Parlamentari in pressing: "Non dovremmo parlare del suo contratto ma ora chiudere la partita col fondatore". E Beppe: "Si muore traditi dalle pecore"
Tutto finisce dove era cominciato. Se non altro perché la Liguria è la terra natale del fondatore, del «padre» del M5s, di Beppe Grillo. E proprio le regionali liguri, arrivate nel bel mezzo dello scontro tra Giuseppe Conte e il Garante, segnano un altro passo verso l'estinzione dei Cinque Stelle. Almeno per come li abbiamo conosciuti fino a ora. Un 4,8% che ha fatto parlare a Conte di «un risultato deludente, al di sotto delle aspettative». L'ennesima batosta in serie, che accresce i malumori interni ai parlamentari. Nella contesa con Grillo, quasi tutti stanno con il fondatore. Ma ognuno dei deputati e dei senatori del M5s è preoccupato dallo spettro dell'evaporazione dei Cinque Stelle, vaticinata da Grillo nel suo ultimo video diffuso sui social. «Qua il problema non è Beppe (Grillo ndr.), ma sono i candidati che non conosce nessuno», spiega un deputato pentastellato. «Non dovremmo parlare del contratto di Grillo, ma di come darci una struttura sul territorio», gli fa eco un collega. Insomma, l'invito a Conte è quello di fare presto con l'assemblea Costituente e chiudere la «pratica-Grillo». Altrimenti, è la paura, «nessuno di noi sarà rieletto, anche con il terzo mandato». Lo scenario temuto è un tracollo inarrestabile del M5s alle prossime elezioni politiche, previste nel 2027. Con conseguente terrore di perdere il seggio in Parlamento. Sono diverse le priorità di Conte, che invece punta a riempire le liste di esterni all'appuntamento elettorale atteso fra tre anni. E, nel gruppo parlamentare, c'è chi scommette: «Alcuni potrebbero andare via dal Movimento durante il prosieguo di questa legislatura».
Dunque, Grillo sembra già sullo sfondo, anche se ha provato a prendersi di nuovo la scena con una storia su Whatsapp, poi cancellata. «Si muore più traditi dalle pecore che sbranati dal lupo», è il messaggio - di autore anonimo - condiviso dal Garante. Si fa sentire anche la vicepresidente del Senato Mariolina Castellone, che invita «a fermarsi e ripartire dalla nostra storia».

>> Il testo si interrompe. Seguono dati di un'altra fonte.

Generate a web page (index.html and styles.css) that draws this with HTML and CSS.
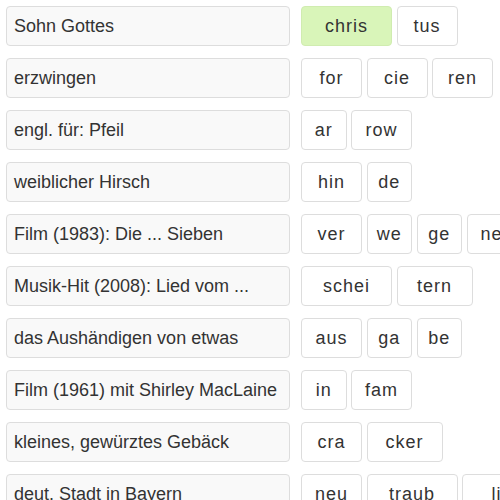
FILE: index.html
```html
<!DOCTYPE html>
<html lang="de">
<head>
<meta charset="utf-8">
<title>Silbenrätsel</title>
<link rel="stylesheet" href="styles.css">
</head>
<body>
<div class="puzzle">
  <div class="row">
    <div class="clue">Sohn Gottes</div>
    <div class="syllables"><span class="syl w5 used">chris</span><span class="syl w3">tus</span></div>
  </div>
  <div class="row">
    <div class="clue">erzwingen</div>
    <div class="syllables"><span class="syl w3">for</span><span class="syl w3">cie</span><span class="syl w3">ren</span></div>
  </div>
  <div class="row">
    <div class="clue">engl. für: Pfeil</div>
    <div class="syllables"><span class="syl w2">ar</span><span class="syl w3">row</span></div>
  </div>
  <div class="row">
    <div class="clue">weiblicher Hirsch</div>
    <div class="syllables"><span class="syl w3">hin</span><span class="syl w2">de</span></div>
  </div>
  <div class="row">
    <div class="clue">Film (1983): Die ... Sieben</div>
    <div class="syllables"><span class="syl w3">ver</span><span class="syl w2">we</span><span class="syl w2">ge</span><span class="syl w3">nen</span></div>
  </div>
  <div class="row">
    <div class="clue">Musik-Hit (2008): Lied vom ...</div>
    <div class="syllables"><span class="syl w5">schei</span><span class="syl w4">tern</span></div>
  </div>
  <div class="row">
    <div class="clue">das Aushändigen von etwas</div>
    <div class="syllables"><span class="syl w3">aus</span><span class="syl w2">ga</span><span class="syl w2">be</span></div>
  </div>
  <div class="row">
    <div class="clue">Film (1961) mit Shirley MacLaine</div>
    <div class="syllables"><span class="syl w2">in</span><span class="syl w3">fam</span></div>
  </div>
  <div class="row">
    <div class="clue">kleines, gewürztes Gebäck</div>
    <div class="syllables"><span class="syl w3">cra</span><span class="syl w4">cker</span></div>
  </div>
  <div class="row">
    <div class="clue">deut. Stadt in Bayern</div>
    <div class="syllables"><span class="syl w3">neu</span><span class="syl w5">traub</span><span class="syl w5">ling</span></div>
  </div>
</div>
</body>
</html>
```
FILE: styles.css
```css
html, body {
  margin: 0;
  padding: 0;
  background: #ffffff;
  overflow: hidden;
}

body {
  font-family: "Liberation Sans", Arial, sans-serif;
  font-size: 18px;
  color: #333333;
}

.puzzle {
  padding: 6px;
  display: flex;
  flex-direction: column;
  gap: 12px;
}

.row {
  display: flex;
  gap: 11px;
  white-space: nowrap;
}

.clue {
  box-sizing: border-box;
  flex: 0 0 284px;
  height: 40px;
  line-height: 38px;
  padding: 0 7px;
  background: #f9f9f9;
  border: 1px solid #dddddd;
  border-radius: 4px;
  overflow: hidden;
}

.syllables {
  display: flex;
  gap: 4.5px;
  flex-shrink: 0;
}

.syl {
  box-sizing: border-box;
  flex-shrink: 0;
  height: 40px;
  line-height: 38px;
  text-align: center;
  letter-spacing: 1px;
  background: #ffffff;
  border: 1px solid #dddddd;
  border-radius: 4px;
  color: #333333;
}

.syl.used {
  background: #d9f5b9;
  border-color: #d0ecb0;
}

.w2 { width: 45.5px; }
.w3 { width: 61px; }
.w4 { width: 76px; }
.w5 { width: 91px; }
```
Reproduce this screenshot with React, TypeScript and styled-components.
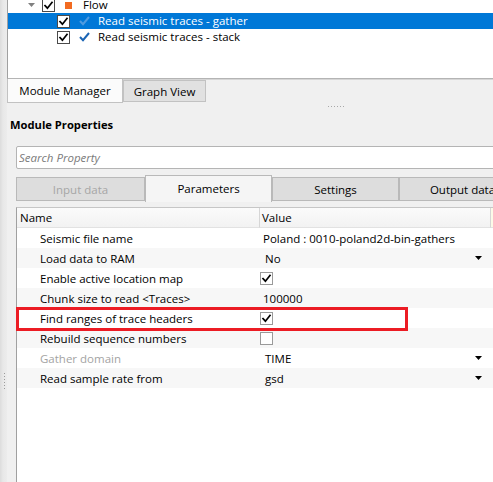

Ma Conte, consapevole di non avere avversari interni in grado di impensierirlo, gigioneggia. «Le leadership sono sempre in discussione, nel momento in cui non c'è consenso della comunità, al di là delle scadenze. Infine la frecciata a Matteo Renzi, sul quale resta il veto di Conte. «Da dove l'ha detto, da Riad?», risponde a una domanda sulle parole del leader di Italia Viva in merito al ruolo che i renziani avrebbero potuto giocare nella partita ligure. Sempre sullo sfondo, volano gli stracci tra due big storici. L'ex ministro Danilo Toninelli parla di «partito di Conte» e di «candidati di Conte non votati dagli iscritti» in Liguria. Risponde l'ex senatrice Paola Taverna, in un video: «Caro Danilo, questa non era la lista di Conte ma del M5s e se oggi abbiamo il 4,5% dipende anche da una guerra interna che sta facendo molto male al Movimento». Colpa di Grillo, quindi. Che non è nemmeno andato a votare e ha sostenuto, più o meno sotterraneamente, la lista dell'ex Nicola Morra.
Restano i numeri. Un filotto negativo che quest'anno è partito dalla Sardegna, con il 7,7% raccolto dalla lista del M5s a febbraio scorso. Anche alle regionali in Abruzzo il M5s si è tenuto al di sotto del 10%, conquistando il 7% a marzo. 7,6% in Basilicata ad aprile.
Sequenza completata dalla performance del Piemonte, dove i pentastellati correvano da soli, e hanno racimolato, come voto di lista, un misero 6%. Nella fotografia dell'annus horribilis non può mancare il risultato delle europee, competizione dove il M5s si è fermato poco sotto il 10%.